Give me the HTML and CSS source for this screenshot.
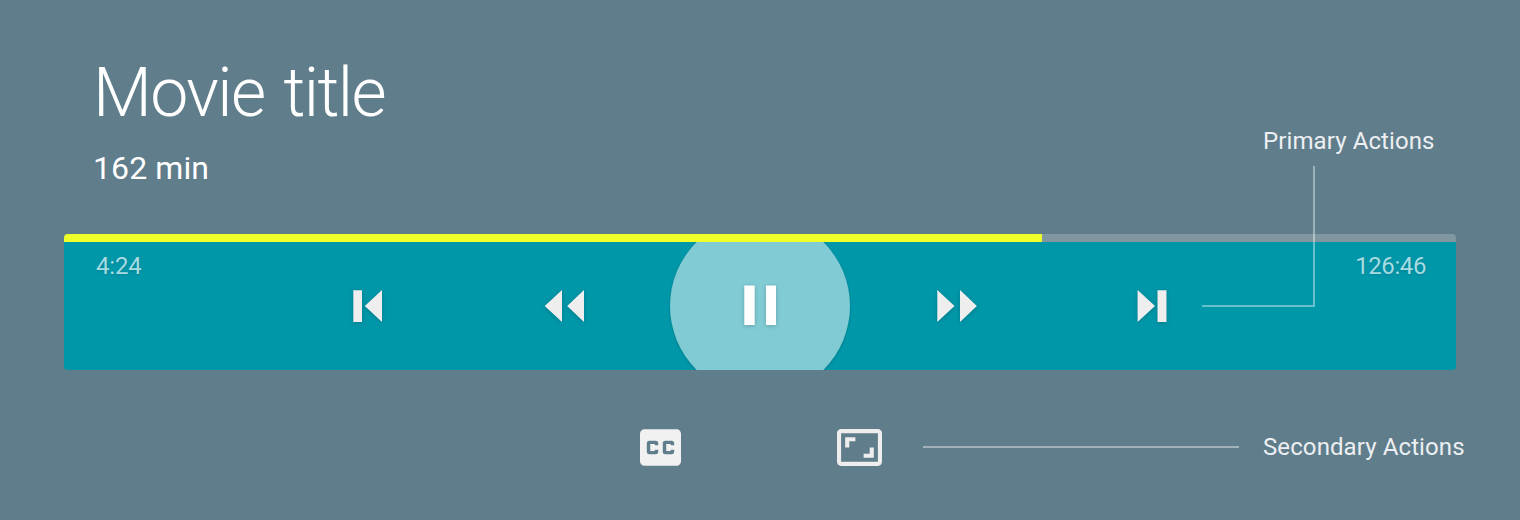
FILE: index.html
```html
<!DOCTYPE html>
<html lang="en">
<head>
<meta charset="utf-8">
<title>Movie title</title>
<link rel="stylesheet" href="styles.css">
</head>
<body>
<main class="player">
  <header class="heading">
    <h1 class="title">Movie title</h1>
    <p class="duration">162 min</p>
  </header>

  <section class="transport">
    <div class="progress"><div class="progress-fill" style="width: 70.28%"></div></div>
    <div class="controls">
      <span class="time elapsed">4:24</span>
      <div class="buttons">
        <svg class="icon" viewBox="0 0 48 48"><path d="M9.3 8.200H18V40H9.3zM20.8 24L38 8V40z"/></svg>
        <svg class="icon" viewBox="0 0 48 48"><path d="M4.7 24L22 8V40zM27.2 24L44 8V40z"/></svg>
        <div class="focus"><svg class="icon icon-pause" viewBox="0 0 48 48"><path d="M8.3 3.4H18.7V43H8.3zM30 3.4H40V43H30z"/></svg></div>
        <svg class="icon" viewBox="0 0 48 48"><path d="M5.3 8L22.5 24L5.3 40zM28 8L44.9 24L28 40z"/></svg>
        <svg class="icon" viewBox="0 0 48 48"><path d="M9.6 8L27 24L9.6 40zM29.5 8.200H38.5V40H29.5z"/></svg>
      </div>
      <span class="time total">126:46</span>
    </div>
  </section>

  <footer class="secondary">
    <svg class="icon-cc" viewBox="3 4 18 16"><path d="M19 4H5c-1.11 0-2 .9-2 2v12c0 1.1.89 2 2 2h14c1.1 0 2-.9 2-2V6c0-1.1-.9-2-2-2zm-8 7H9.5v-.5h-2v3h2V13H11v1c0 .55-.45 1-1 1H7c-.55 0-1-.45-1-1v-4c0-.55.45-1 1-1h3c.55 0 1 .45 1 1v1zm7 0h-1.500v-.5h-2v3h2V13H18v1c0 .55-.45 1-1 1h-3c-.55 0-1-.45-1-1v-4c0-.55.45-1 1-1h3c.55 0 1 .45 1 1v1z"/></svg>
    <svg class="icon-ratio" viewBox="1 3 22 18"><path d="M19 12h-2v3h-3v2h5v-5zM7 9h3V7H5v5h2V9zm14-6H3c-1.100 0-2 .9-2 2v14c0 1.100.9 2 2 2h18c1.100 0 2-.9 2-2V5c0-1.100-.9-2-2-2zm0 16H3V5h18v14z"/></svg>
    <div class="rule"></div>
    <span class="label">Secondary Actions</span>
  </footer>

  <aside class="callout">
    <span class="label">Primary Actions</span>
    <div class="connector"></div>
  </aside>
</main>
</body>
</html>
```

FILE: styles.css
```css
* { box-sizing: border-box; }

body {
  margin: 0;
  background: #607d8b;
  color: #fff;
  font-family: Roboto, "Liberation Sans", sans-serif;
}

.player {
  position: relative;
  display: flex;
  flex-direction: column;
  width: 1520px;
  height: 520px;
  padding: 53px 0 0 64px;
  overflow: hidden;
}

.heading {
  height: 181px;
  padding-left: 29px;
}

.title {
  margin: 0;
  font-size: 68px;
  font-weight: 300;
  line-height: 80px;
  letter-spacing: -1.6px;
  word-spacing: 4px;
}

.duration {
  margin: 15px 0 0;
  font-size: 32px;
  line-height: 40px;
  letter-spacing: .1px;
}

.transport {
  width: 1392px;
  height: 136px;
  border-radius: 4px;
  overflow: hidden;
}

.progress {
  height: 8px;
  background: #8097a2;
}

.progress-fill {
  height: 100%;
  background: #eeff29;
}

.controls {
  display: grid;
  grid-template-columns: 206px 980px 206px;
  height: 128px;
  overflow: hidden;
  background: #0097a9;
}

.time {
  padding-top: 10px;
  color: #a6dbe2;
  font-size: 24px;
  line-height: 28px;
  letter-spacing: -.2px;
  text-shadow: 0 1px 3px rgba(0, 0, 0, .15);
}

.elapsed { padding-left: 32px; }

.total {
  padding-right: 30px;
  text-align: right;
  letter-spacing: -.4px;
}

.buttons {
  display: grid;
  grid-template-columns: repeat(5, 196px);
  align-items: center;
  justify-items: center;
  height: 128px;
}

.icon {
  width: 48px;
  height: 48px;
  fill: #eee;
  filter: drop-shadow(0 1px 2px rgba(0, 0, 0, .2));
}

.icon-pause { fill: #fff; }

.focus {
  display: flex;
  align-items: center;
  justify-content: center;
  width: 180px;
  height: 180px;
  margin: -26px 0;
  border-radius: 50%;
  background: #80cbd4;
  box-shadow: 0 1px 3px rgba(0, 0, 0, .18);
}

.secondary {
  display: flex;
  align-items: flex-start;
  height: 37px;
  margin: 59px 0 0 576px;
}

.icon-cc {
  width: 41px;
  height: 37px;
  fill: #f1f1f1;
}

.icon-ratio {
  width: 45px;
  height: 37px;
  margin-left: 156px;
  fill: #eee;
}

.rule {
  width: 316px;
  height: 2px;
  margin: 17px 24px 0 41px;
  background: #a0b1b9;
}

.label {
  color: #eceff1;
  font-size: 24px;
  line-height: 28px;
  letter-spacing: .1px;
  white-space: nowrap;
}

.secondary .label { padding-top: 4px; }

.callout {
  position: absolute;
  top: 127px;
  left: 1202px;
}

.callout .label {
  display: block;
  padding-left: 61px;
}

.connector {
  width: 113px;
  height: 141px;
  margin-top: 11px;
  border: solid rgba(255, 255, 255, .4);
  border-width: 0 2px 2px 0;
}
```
☆ ☆ ☆ ☆ ☆
What is required ▸
Repeat all the data as it stands, dropping any images it holds.

Written response ▸
Give me the HTML and CSS source for this screenshot.
FILE: index.html
```html
<!DOCTYPE html>
<html lang="en">
<head>
<meta charset="utf-8">
<title>Movie title</title>
<link rel="stylesheet" href="styles.css">
</head>
<body>
<main class="player">
  <header class="heading">
    <h1 class="title">Movie title</h1>
    <p class="duration">162 min</p>
  </header>

  <section class="transport">
    <div class="progress"><div class="progress-fill" style="width: 70.28%"></div></div>
    <div class="controls">
      <span class="time elapsed">4:24</span>
      <div class="buttons">
        <svg class="icon" viewBox="0 0 48 48"><path d="M9.3 8.200H18V40H9.3zM20.8 24L38 8V40z"/></svg>
        <svg class="icon" viewBox="0 0 48 48"><path d="M4.7 24L22 8V40zM27.2 24L44 8V40z"/></svg>
        <div class="focus"><svg class="icon icon-pause" viewBox="0 0 48 48"><path d="M8.3 3.4H18.7V43H8.3zM30 3.4H40V43H30z"/></svg></div>
        <svg class="icon" viewBox="0 0 48 48"><path d="M5.3 8L22.5 24L5.3 40zM28 8L44.9 24L28 40z"/></svg>
        <svg class="icon" viewBox="0 0 48 48"><path d="M9.6 8L27 24L9.6 40zM29.5 8.200H38.5V40H29.5z"/></svg>
      </div>
      <span class="time total">126:46</span>
    </div>
  </section>

  <footer class="secondary">
    <svg class="icon-cc" viewBox="3 4 18 16"><path d="M19 4H5c-1.11 0-2 .9-2 2v12c0 1.1.89 2 2 2h14c1.1 0 2-.9 2-2V6c0-1.1-.9-2-2-2zm-8 7H9.5v-.5h-2v3h2V13H11v1c0 .55-.45 1-1 1H7c-.55 0-1-.45-1-1v-4c0-.55.45-1 1-1h3c.55 0 1 .45 1 1v1zm7 0h-1.500v-.5h-2v3h2V13H18v1c0 .55-.45 1-1 1h-3c-.55 0-1-.45-1-1v-4c0-.55.45-1 1-1h3c.55 0 1 .45 1 1v1z"/></svg>
    <svg class="icon-ratio" viewBox="1 3 22 18"><path d="M19 12h-2v3h-3v2h5v-5zM7 9h3V7H5v5h2V9zm14-6H3c-1.100 0-2 .9-2 2v14c0 1.100.9 2 2 2h18c1.100 0 2-.9 2-2V5c0-1.100-.9-2-2-2zm0 16H3V5h18v14z"/></svg>
    <div class="rule"></div>
    <span class="label">Secondary Actions</span>
  </footer>

  <aside class="callout">
    <span class="label">Primary Actions</span>
    <div class="connector"></div>
  </aside>
</main>
</body>
</html>
```

FILE: styles.css
```css
* { box-sizing: border-box; }

body {
  margin: 0;
  background: #607d8b;
  color: #fff;
  font-family: Roboto, "Liberation Sans", sans-serif;
}

.player {
  position: relative;
  display: flex;
  flex-direction: column;
  width: 1520px;
  height: 520px;
  padding: 53px 0 0 64px;
  overflow: hidden;
}

.heading {
  height: 181px;
  padding-left: 29px;
}

.title {
  margin: 0;
  font-size: 68px;
  font-weight: 300;
  line-height: 80px;
  letter-spacing: -1.6px;
  word-spacing: 4px;
}

.duration {
  margin: 15px 0 0;
  font-size: 32px;
  line-height: 40px;
  letter-spacing: .1px;
}

.transport {
  width: 1392px;
  height: 136px;
  border-radius: 4px;
  overflow: hidden;
}

.progress {
  height: 8px;
  background: #8097a2;
}

.progress-fill {
  height: 100%;
  background: #eeff29;
}

.controls {
  display: grid;
  grid-template-columns: 206px 980px 206px;
  height: 128px;
  overflow: hidden;
  background: #0097a9;
}

.time {
  padding-top: 10px;
  color: #a6dbe2;
  font-size: 24px;
  line-height: 28px;
  letter-spacing: -.2px;
  text-shadow: 0 1px 3px rgba(0, 0, 0, .15);
}

.elapsed { padding-left: 32px; }

.total {
  padding-right: 30px;
  text-align: right;
  letter-spacing: -.4px;
}

.buttons {
  display: grid;
  grid-template-columns: repeat(5, 196px);
  align-items: center;
  justify-items: center;
  height: 128px;
}

.icon {
  width: 48px;
  height: 48px;
  fill: #eee;
  filter: drop-shadow(0 1px 2px rgba(0, 0, 0, .2));
}

.icon-pause { fill: #fff; }

.focus {
  display: flex;
  align-items: center;
  justify-content: center;
  width: 180px;
  height: 180px;
  margin: -26px 0;
  border-radius: 50%;
  background: #80cbd4;
  box-shadow: 0 1px 3px rgba(0, 0, 0, .18);
}

.secondary {
  display: flex;
  align-items: flex-start;
  height: 37px;
  margin: 59px 0 0 576px;
}

.icon-cc {
  width: 41px;
  height: 37px;
  fill: #f1f1f1;
}

.icon-ratio {
  width: 45px;
  height: 37px;
  margin-left: 156px;
  fill: #eee;
}

.rule {
  width: 316px;
  height: 2px;
  margin: 17px 24px 0 41px;
  background: #a0b1b9;
}

.label {
  color: #eceff1;
  font-size: 24px;
  line-height: 28px;
  letter-spacing: .1px;
  white-space: nowrap;
}

.secondary .label { padding-top: 4px; }

.callout {
  position: absolute;
  top: 127px;
  left: 1202px;
}

.callout .label {
  display: block;
  padding-left: 61px;
}

.connector {
  width: 113px;
  height: 141px;
  margin-top: 11px;
  border: solid rgba(255, 255, 255, .4);
  border-width: 0 2px 2px 0;
}
```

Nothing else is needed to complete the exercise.